Photo by Zbynek Burival
Wolves are native to Europe, Asia and North America and once were the most widely distributed land mammal on Earth. In the early 1990s, wolves were listed as endangered under the U.S. Endangered Species Act. The Trump administration is now actively trying to delist gray wolves from the Endangered Species Act.
When deemed endangered, 35 (Canadian) wolves were introduced in Yellow National Park by the U.S. Fish and Wildlife Service. In 1995, wolves were reintroduced into other wilderness areas, most notably in central Idaho. Today, there are some 2000 wolves located throughout the Pacific Northwest.
The intent was to bring an apex predator back into nature, to make the ecosystem healthier by weeding out sick and weak big game animals. At the point at which 10 to 15 breeding pairs recolonized wilderness, the wolf was to be delisted. In Idaho, where the wolf population has grown faster than in other areas, there are currently about 800 animals there divided into roughly 100 packs.
Based upon a 2016 environmental assessment, the Administration’s Agriculture Department’s Wildlife Services agency has sanctioned the expanded killing of predators: mountain lions, coyotes, bears and wolves. This federal agency carries out wolf kills at the behest of state agencies like the Idaho Department of Fish and Game. Kills are very efficient and make use of helicopters and location radio collars around the necks of reintroduced wolves.
The state agencies are in turn reacting to powerful interest groups, most notably cattle ranchers and big game hunters. Several wolf packs in their entirety were exterminated recently in Idaho and Washington due to cattle being taken by wolves.
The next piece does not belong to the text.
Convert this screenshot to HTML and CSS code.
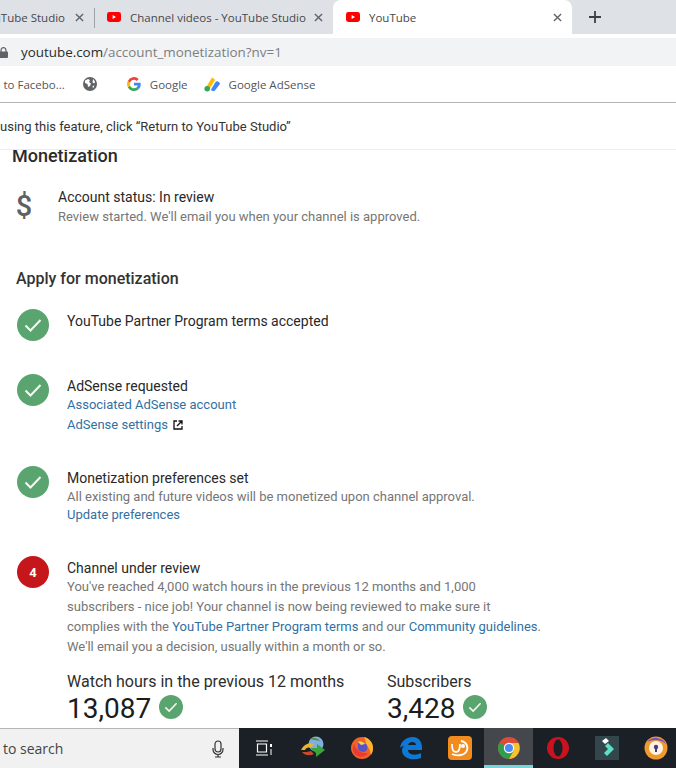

Policy guidelines explain that only a minimum of four livestock animals taken by wolves over a 10-month period is sufficient to trigger a “harvesting” of a guilty wolf pack. Big-game hunters claim that elk hunting has changed “forever” due to the reintroduction of wolves.
Wolves require 9 pounds of red meat per day; their prey of choice are elk, deer and moose. Those species are more abundant in those habitats where agricultural land meets the forest. And although wildlife ecologists are certain that wolves, as a keystone species, improve wilderness areas, ranchers and sportsmen are just as certain that the wolf is exacting a steep economic and lifestyle toll. Ranchers and hunters claim they are fighting for a way of life.
According to a 2015 U.S. Department of Agriculture report: 2% of cattle and 28% of sheep losses in the country were due to predators. Wolves accounted for a small percentage of these losses: 4.9% for cattle and 1.3% for sheep. The bigger culprits are coyotes, who accounted for 40.5% of cattle and 54.3% of sheep depredation, and wild dogs responsible for 11.3% of cattle and 21.4% of sheep deaths.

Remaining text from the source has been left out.